Goal of the exercise:
Transcribe the data in full and exactly, omitting any pictures.

::::

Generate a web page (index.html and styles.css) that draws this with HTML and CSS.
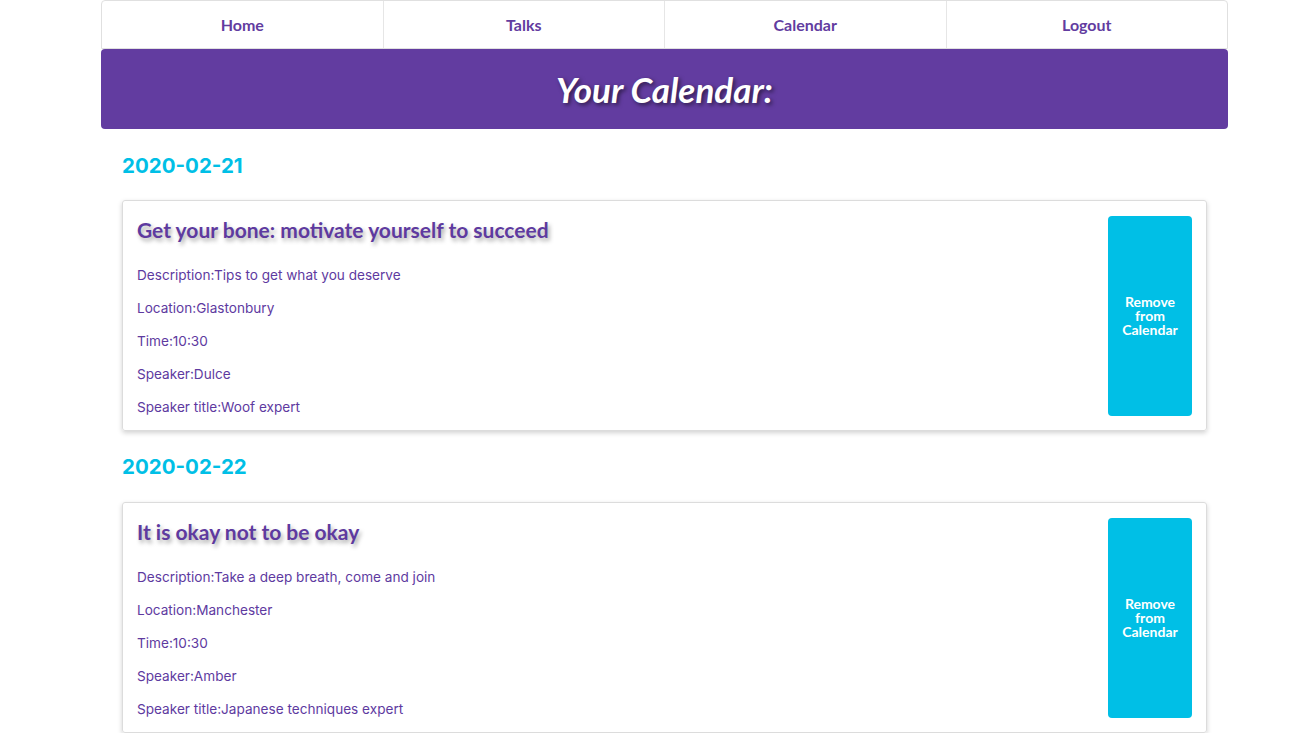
FILE: index.html
```html
<!DOCTYPE html>
<html>
<head>
<meta charset="utf-8">
<link rel="stylesheet" href="styles.css">
</head>
<body>
<div class="page">
  <nav class="nav">
    <a class="nav-item">Home</a>
    <a class="nav-item">Talks</a>
    <a class="nav-item">Calendar</a>
    <a class="nav-item">Logout</a>
  </nav>
  <header class="banner"><h1>Your Calendar:</h1></header>
  <section class="day">
    <h2 class="date">2020-02-21</h2>
    <div class="card">
      <div class="info">
        <h3 class="title">Get your bone: motivate yourself to succeed</h3>
        <p>Description:Tips to get what you deserve</p>
        <p>Location:Glastonbury</p>
        <p>Time:10:30</p>
        <p>Speaker:Dulce</p>
        <p>Speaker title:Woof expert</p>
      </div>
      <button class="remove">Remove from Calendar</button>
    </div>
  </section>
  <section class="day">
    <h2 class="date">2020-02-22</h2>
    <div class="card">
      <div class="info">
        <h3 class="title">It is okay not to be okay</h3>
        <p>Description:Take a deep breath, come and join</p>
        <p>Location:Manchester</p>
        <p>Time:10:30</p>
        <p>Speaker:Amber</p>
        <p>Speaker title:Japanese techniques expert</p>
      </div>
      <button class="remove">Remove from Calendar</button>
    </div>
  </section>
</div>
</body>
</html>
```

FILE: styles.css
```css
* { box-sizing: border-box; }
body {
  margin: 0;
  background: #fff;
  font-family: "Inter", "Liberation Sans", sans-serif;
}
.page {
  width: 1127px;
  margin-left: 101px;
}
.nav {
  display: flex;
  height: 49px;
  border: 1px solid #e0e0e0;
  border-radius: 4px 4px 0 0;
}
.nav-item {
  flex: 1;
  display: flex;
  align-items: center;
  justify-content: center;
  font-family: "Lato", sans-serif;
  font-weight: 700;
  font-size: 16px;
  color: #623ca0;
  border-left: 1px solid #e6e6e6;
}
.nav-item:first-child { border-left: none; }
.banner {
  height: 80px;
  background: #623ca0;
  border-radius: 4px;
  display: flex;
  align-items: center;
  justify-content: center;
}
.banner h1 {
  margin: 0;
  font-family: "Lato", sans-serif;
  font-style: italic;
  font-weight: 700;
  font-size: 35px;
  line-height: 42px;
  color: #fff;
  text-shadow: 2px 2px 4px rgba(0,0,0,0.55);
}
.day { padding: 0 21px; }
.date {
  margin: 24px 0 23px;
  font-family: "Inter", sans-serif;
  font-weight: 700;
  font-size: 20.5px;
  line-height: 24px;
  color: #00bfe6;
}
.day:first-of-type .date { margin-top: 25px; margin-bottom: 22px; }
.card {
  display: flex;
  align-items: flex-start;
  padding: 15px 14px 14px;
  border: 1px solid #dcdcdc;
  border-radius: 3px;
  box-shadow: 0 2px 5px rgba(0,0,0,0.18);
}
.info { flex: 1; }
.title {
  margin: 0 0 23px;
  font-family: "Lato", sans-serif;
  font-weight: 700;
  font-size: 21px;
  line-height: 28px;
  color: #5e3a9f;
  text-shadow: 2px 3px 4px rgba(0,0,0,0.35);
}
.info p {
  margin: 0 0 16px;
  font-size: 13.6px;
  line-height: 17px;
  color: #5e3a9f;
}
.info p:last-child { margin-bottom: 0; }
.remove {
  width: 84px;
  height: 200px;
  border: none;
  border-radius: 4px;
  background: #00bfe6;
  color: #fff;
  font-family: "Lato", sans-serif;
  font-weight: 700;
  font-size: 14px;
  line-height: 14px;
  padding: 0 6px;
}
```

::::

Complete response:
Generate a web page (index.html and styles.css) that draws this with HTML and CSS.
FILE: index.html
```html
<!DOCTYPE html>
<html>
<head>
<meta charset="utf-8">
<link rel="stylesheet" href="styles.css">
</head>
<body>
<div class="page">
  <nav class="nav">
    <a class="nav-item">Home</a>
    <a class="nav-item">Talks</a>
    <a class="nav-item">Calendar</a>
    <a class="nav-item">Logout</a>
  </nav>
  <header class="banner"><h1>Your Calendar:</h1></header>
  <section class="day">
    <h2 class="date">2020-02-21</h2>
    <div class="card">
      <div class="info">
        <h3 class="title">Get your bone: motivate yourself to succeed</h3>
        <p>Description:Tips to get what you deserve</p>
        <p>Location:Glastonbury</p>
        <p>Time:10:30</p>
        <p>Speaker:Dulce</p>
        <p>Speaker title:Woof expert</p>
      </div>
      <button class="remove">Remove from Calendar</button>
    </div>
  </section>
  <section class="day">
    <h2 class="date">2020-02-22</h2>
    <div class="card">
      <div class="info">
        <h3 class="title">It is okay not to be okay</h3>
        <p>Description:Take a deep breath, come and join</p>
        <p>Location:Manchester</p>
        <p>Time:10:30</p>
        <p>Speaker:Amber</p>
        <p>Speaker title:Japanese techniques expert</p>
      </div>
      <button class="remove">Remove from Calendar</button>
    </div>
  </section>
</div>
</body>
</html>
```

FILE: styles.css
```css
* { box-sizing: border-box; }
body {
  margin: 0;
  background: #fff;
  font-family: "Inter", "Liberation Sans", sans-serif;
}
.page {
  width: 1127px;
  margin-left: 101px;
}
.nav {
  display: flex;
  height: 49px;
  border: 1px solid #e0e0e0;
  border-radius: 4px 4px 0 0;
}
.nav-item {
  flex: 1;
  display: flex;
  align-items: center;
  justify-content: center;
  font-family: "Lato", sans-serif;
  font-weight: 700;
  font-size: 16px;
  color: #623ca0;
  border-left: 1px solid #e6e6e6;
}
.nav-item:first-child { border-left: none; }
.banner {
  height: 80px;
  background: #623ca0;
  border-radius: 4px;
  display: flex;
  align-items: center;
  justify-content: center;
}
.banner h1 {
  margin: 0;
  font-family: "Lato", sans-serif;
  font-style: italic;
  font-weight: 700;
  font-size: 35px;
  line-height: 42px;
  color: #fff;
  text-shadow: 2px 2px 4px rgba(0,0,0,0.55);
}
.day { padding: 0 21px; }
.date {
  margin: 24px 0 23px;
  font-family: "Inter", sans-serif;
  font-weight: 700;
  font-size: 20.5px;
  line-height: 24px;
  color: #00bfe6;
}
.day:first-of-type .date { margin-top: 25px; margin-bottom: 22px; }
.card {
  display: flex;
  align-items: flex-start;
  padding: 15px 14px 14px;
  border: 1px solid #dcdcdc;
  border-radius: 3px;
  box-shadow: 0 2px 5px rgba(0,0,0,0.18);
}
.info { flex: 1; }
.title {
  margin: 0 0 23px;
  font-family: "Lato", sans-serif;
  font-weight: 700;
  font-size: 21px;
  line-height: 28px;
  color: #5e3a9f;
  text-shadow: 2px 3px 4px rgba(0,0,0,0.35);
}
.info p {
  margin: 0 0 16px;
  font-size: 13.6px;
  line-height: 17px;
  color: #5e3a9f;
}
.info p:last-child { margin-bottom: 0; }
.remove {
  width: 84px;
  height: 200px;
  border: none;
  border-radius: 4px;
  background: #00bfe6;
  color: #fff;
  font-family: "Lato", sans-serif;
  font-weight: 700;
  font-size: 14px;
  line-height: 14px;
  padding: 0 6px;
}
```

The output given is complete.